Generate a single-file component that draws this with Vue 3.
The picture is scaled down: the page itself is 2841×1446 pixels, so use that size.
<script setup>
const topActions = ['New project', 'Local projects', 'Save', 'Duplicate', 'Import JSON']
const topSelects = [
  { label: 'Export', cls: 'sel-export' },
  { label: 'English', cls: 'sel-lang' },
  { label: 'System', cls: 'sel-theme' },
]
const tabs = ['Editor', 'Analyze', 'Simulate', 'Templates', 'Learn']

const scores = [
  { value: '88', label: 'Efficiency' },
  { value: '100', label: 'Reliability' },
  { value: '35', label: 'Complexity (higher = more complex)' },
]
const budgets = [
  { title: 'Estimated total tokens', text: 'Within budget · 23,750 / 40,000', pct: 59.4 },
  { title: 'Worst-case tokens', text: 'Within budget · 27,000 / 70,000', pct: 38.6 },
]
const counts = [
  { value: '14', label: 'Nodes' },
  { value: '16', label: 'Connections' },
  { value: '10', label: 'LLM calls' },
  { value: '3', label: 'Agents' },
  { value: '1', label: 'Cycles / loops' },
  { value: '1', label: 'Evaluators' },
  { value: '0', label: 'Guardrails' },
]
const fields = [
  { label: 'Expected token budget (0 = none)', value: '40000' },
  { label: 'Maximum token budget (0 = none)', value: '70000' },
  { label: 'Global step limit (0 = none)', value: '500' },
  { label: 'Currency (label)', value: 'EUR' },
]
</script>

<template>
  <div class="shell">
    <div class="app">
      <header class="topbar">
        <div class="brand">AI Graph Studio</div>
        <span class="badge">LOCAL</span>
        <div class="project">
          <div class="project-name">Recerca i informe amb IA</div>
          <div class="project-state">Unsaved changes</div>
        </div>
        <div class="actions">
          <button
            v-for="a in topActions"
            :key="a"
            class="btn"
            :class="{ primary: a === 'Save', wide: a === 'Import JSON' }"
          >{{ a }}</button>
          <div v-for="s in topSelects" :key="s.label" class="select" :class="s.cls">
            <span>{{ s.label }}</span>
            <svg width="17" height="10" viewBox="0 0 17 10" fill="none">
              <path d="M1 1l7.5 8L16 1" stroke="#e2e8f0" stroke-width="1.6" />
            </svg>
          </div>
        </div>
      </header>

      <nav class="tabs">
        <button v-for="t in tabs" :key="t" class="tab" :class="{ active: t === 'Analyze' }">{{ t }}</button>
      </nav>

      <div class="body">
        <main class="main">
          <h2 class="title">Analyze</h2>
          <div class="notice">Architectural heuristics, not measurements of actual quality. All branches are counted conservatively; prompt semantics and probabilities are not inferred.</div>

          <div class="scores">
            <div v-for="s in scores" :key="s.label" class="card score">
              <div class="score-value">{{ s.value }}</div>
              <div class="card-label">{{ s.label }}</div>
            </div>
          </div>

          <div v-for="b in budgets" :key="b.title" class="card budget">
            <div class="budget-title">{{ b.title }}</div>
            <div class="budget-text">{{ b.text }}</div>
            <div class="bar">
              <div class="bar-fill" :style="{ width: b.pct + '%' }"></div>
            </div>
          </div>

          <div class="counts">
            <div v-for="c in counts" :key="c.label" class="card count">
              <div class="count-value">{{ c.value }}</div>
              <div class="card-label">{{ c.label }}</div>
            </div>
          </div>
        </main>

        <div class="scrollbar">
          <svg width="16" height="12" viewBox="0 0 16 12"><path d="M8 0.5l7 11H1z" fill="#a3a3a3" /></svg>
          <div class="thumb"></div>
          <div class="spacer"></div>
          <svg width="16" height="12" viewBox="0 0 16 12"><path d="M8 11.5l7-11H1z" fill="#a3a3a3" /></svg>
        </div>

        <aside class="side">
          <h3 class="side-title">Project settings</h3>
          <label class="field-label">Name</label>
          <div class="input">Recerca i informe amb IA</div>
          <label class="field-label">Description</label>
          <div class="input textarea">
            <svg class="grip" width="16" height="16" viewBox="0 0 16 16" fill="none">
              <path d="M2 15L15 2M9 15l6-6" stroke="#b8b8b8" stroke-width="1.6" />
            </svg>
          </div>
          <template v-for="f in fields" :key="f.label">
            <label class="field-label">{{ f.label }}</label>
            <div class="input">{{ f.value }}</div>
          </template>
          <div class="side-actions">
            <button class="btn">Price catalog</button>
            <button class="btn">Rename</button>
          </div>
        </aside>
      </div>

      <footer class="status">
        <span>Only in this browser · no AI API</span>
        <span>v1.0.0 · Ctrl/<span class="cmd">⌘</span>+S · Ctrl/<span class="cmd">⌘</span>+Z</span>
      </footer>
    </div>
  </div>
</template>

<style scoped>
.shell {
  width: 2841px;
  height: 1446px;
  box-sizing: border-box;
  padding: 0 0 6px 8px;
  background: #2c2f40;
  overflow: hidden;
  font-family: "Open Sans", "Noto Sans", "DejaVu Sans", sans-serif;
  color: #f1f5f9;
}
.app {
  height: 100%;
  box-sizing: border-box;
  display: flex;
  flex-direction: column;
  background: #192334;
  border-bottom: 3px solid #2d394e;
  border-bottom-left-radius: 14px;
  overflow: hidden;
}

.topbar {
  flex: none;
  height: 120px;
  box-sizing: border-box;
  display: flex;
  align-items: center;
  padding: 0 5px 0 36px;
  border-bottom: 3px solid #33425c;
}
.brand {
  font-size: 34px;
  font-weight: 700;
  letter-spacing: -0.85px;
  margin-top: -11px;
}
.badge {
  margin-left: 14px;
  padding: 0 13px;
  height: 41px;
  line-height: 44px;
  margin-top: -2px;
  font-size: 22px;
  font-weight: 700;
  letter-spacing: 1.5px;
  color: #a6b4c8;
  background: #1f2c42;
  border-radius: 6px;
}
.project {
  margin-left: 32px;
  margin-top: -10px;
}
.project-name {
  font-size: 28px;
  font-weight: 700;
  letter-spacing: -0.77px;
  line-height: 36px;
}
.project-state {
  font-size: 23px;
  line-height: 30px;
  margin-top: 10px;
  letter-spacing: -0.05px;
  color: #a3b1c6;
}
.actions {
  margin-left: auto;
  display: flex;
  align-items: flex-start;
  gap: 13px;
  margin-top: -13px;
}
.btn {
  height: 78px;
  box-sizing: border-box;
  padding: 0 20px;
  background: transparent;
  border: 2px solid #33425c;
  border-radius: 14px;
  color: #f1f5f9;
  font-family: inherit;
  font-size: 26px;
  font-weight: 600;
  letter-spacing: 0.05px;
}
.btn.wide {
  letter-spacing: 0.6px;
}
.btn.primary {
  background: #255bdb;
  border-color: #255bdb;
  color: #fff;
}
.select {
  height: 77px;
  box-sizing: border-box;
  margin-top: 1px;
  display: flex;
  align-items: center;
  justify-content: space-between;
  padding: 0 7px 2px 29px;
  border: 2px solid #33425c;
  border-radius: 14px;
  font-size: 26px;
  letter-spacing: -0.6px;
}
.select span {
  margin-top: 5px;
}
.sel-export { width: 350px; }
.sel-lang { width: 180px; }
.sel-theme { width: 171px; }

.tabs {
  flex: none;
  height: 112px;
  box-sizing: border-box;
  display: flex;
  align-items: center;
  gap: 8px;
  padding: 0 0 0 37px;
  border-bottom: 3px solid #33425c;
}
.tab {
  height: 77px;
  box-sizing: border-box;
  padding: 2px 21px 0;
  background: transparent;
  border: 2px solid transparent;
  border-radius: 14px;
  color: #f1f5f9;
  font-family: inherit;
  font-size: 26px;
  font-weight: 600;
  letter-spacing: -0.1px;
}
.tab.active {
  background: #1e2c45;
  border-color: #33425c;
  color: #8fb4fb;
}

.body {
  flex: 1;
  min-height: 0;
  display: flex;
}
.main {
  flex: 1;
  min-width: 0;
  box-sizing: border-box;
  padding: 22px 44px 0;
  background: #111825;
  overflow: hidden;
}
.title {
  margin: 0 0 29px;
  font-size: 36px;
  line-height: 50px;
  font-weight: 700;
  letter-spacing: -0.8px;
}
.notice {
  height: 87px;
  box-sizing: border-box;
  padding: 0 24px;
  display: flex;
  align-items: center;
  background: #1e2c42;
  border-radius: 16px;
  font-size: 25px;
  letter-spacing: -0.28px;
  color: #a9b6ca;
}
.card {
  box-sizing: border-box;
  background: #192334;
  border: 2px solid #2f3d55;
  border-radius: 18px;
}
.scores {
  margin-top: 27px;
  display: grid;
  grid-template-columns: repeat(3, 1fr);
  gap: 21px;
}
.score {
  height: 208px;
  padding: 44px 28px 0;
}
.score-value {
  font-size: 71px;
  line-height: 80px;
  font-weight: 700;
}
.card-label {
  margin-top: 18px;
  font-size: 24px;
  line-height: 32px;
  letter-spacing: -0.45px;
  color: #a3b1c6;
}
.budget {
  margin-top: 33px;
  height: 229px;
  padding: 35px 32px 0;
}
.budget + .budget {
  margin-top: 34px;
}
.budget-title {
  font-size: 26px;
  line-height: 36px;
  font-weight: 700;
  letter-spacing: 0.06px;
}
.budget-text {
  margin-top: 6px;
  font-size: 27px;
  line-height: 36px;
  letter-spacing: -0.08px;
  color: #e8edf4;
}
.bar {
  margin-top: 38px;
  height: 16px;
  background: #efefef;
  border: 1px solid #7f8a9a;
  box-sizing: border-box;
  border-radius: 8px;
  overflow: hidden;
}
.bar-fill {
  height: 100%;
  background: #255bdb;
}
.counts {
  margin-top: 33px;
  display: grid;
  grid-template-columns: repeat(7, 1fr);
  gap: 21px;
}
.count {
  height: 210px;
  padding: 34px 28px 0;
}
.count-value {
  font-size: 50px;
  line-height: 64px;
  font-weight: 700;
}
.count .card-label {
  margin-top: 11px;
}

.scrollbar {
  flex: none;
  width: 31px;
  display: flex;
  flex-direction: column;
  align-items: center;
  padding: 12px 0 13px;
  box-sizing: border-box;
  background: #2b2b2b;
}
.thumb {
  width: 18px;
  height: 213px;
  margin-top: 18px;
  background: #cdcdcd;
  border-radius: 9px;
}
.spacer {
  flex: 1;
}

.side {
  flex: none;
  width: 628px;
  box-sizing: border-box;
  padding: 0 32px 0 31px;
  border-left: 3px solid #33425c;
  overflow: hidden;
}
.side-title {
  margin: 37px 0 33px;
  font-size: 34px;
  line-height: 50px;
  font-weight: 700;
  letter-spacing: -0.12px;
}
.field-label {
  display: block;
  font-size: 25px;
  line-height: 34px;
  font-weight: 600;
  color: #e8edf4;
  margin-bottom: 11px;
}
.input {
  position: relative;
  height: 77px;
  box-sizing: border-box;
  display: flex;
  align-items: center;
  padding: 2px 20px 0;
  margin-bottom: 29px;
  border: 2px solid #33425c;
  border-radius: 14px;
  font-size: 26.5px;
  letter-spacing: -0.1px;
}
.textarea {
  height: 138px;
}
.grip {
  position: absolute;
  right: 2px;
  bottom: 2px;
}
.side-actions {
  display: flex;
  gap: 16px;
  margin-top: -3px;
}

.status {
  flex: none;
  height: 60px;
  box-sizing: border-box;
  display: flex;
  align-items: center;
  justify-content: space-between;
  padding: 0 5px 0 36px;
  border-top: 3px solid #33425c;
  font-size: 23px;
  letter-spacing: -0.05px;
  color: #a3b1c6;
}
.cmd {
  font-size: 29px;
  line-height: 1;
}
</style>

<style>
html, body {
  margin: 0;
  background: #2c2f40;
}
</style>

== THE EXERCISE ==
Please write out the material word for word from its first line through the line holding "['Editor', 'Analyze', 'Simulate', 'Templates', 'Learn']", including both, and no line past it.

== RESULT FOR THIS EXERCISE ==
Generate a single-file component that draws this with Vue 3.
The picture is scaled down: the page itself is 2841×1446 pixels, so use that size.
<script setup>
const topActions = ['New project', 'Local projects', 'Save', 'Duplicate', 'Import JSON']
const topSelects = [
  { label: 'Export', cls: 'sel-export' },
  { label: 'English', cls: 'sel-lang' },
  { label: 'System', cls: 'sel-theme' },
]
const tabs = ['Editor', 'Analyze', 'Simulate', 'Templates', 'Learn']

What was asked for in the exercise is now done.